Perché, le dirò, adoriamo guardare il gesto degli altri, immedesimarci in un ruolo che non abbiamo il coraggio (per fortuna) di imitare. Amiamo vedere i greci in piazza, godiamo nel condividere post indignati senza interessarci se siano veri o meno, sbattere in faccia ai nostri amici digitali numeri falsi e/o parziali, debiti non pagati da nazioni nordiche che però sono stati pagati. Le dirò che amiamo indignarci di un’indignazione da supermercato, dozzinale, quando l’indignazione dovrebbe essere un bene prezioso, da usare e maneggiare con cautela.

Le dirò di farlo, sperando che non abbia mai bisogno di usarla.

Commenti all'articolo

  • Di (---.---.---.248) 29 aprile 2013 23:56

    (Para) informazione >

    Un quarantenne viaggia armato di pistola fino a Roma. In giacca e cravatta passeggia per la piazza antistante Palazzo Chigi. Non trovandovi dei politici scarica la pistola su due Carabinieri posti di presidio. Disarmato urla alle forze dell’ordine di farlo fuori.

    In rapida successione si è parlato di terrorismo, di follia e di disperazione.
    E’ un uomo separato che, perso il lavoro, ha scarsi rapporti con la famiglia di origine. Ai conoscenti ha già palesato l’idea di un gesto eclatante. Non si esclude il ricorso alla cocaina.
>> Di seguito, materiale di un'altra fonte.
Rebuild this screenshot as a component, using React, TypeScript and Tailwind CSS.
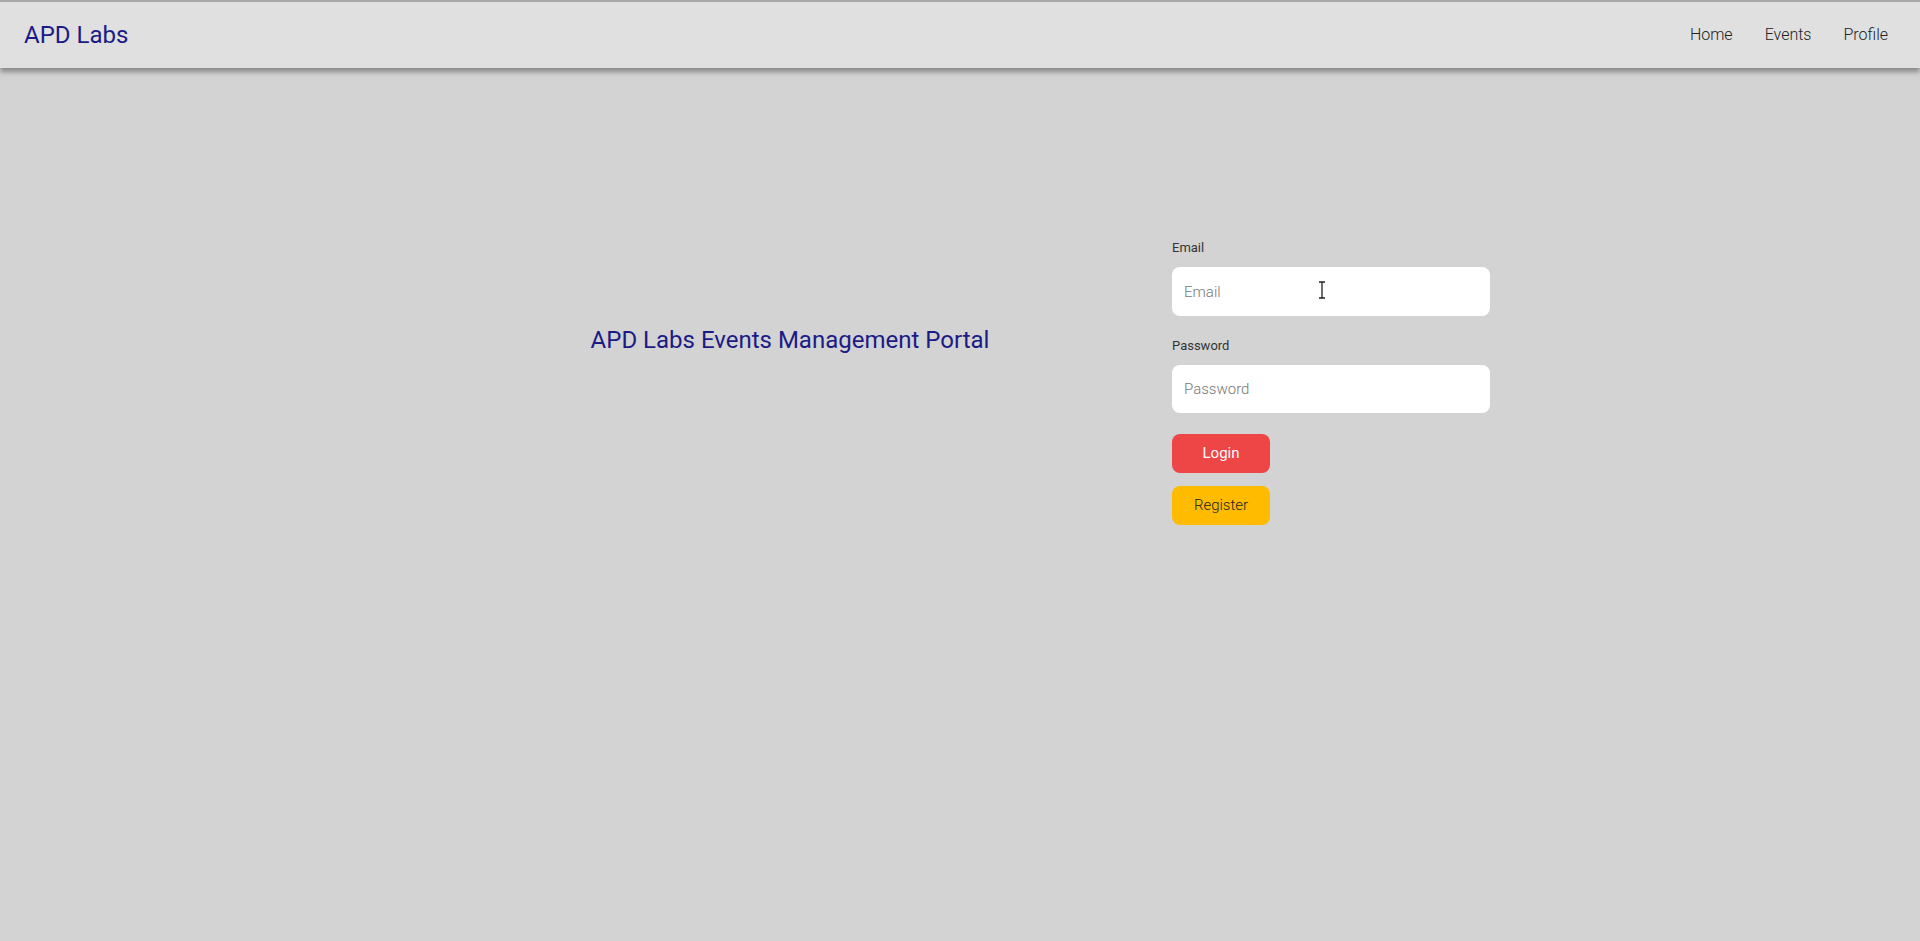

    Gli organi di informazione, “dimenticate” le recenti pagine di cronaca nera (omicidi e suicidi) riguardanti coppie separate, imprenditori tartassati, ecc., hanno deciso di fare di lui il simbolo delle “sofferenze” patite dalla categoria dei disoccupati. Debito spazio è stato quindi riservato alle “divergenze” d’opinione ed alle “polemiche” sorte tra vari esponenti politici. Per l’intera giornata tutto ha concorso a “segnare” ed a marginalizzare le cerimonie di giuramento ed insediamento del nuovo, tanto “tribolato”, governo.

    Quando si porrà fine a cotanta attenzione per un caso dalle spiccate “connotazioni individuali”? Subito, si spera.
    Altrimenti è l’ennesima riprova di quel modello “imperante” che relega la “funzione informativa” al solo compito di focalizzare e “enfatizzare” ciò che nel vissuto quotidiano meglio riesce a “stuzzicare” la curiosità del pubblico.
    Fino a farne un “caso mediatico”.

    Postilla. Spengere lo spirito critico vuol dire rischiare di essere Travolti dalle Informazioni

  • Di Arrigo Garipoli (---.---.---.222) 30 aprile 2013 09:35

    Non credo tu possa spiegare niente a tua figlia ma beni tua figlia spiegerà a te cosa succede, innanzi tutto il luogo della sparatoria che non è il Qurinale,

    Tti vorrei far riflettere inoltre su cosa dovra spiegare Giuseppe Giangarnde (il Carabiniere ferito gravemente) a sua figlia che dovra prendersene cura sacrificando la sua giovane vita interrotta per la seconda volta nel suo crescere.
    Puoi capire quindi che qualunque cosa tu debba mai dire a tua figlia e irrilevante rispetto a chi non sa spiegarsi il perche ha scelto di servire lo Stato sacrificando anche la figlia oltre che se stesso

    • Di Francesco Raiola (---.---.---.196) 30 aprile 2013 12:24
      Francesco Raiola

      Caro Arrigo, esistono i refusi. Succede (e succede anche a lei, più volte, in questo commento). Poi c’è chi li fa notare in un modo e chi in un altro. Grazie per la segnalazione, comunque. 


      Il secondo punto non lo capisco, mi spiace. Cosa c’entra? Quando uno scrive di qualcosa sceglie un argomento escludendone altri (sarebbe impossibile scrivere un articolo/libro/etc onnicomprensivo). Mia figlia è chiaramente un artificio retorico per parlare di qualcosa che è la "rivoluzione del click". Poi c’è sempre qualcos’altro di più importante di cui scrivere, ma quella roba sfocia in una pratica che piace tanto ma cerco di evitare sempre: il benaltrismo.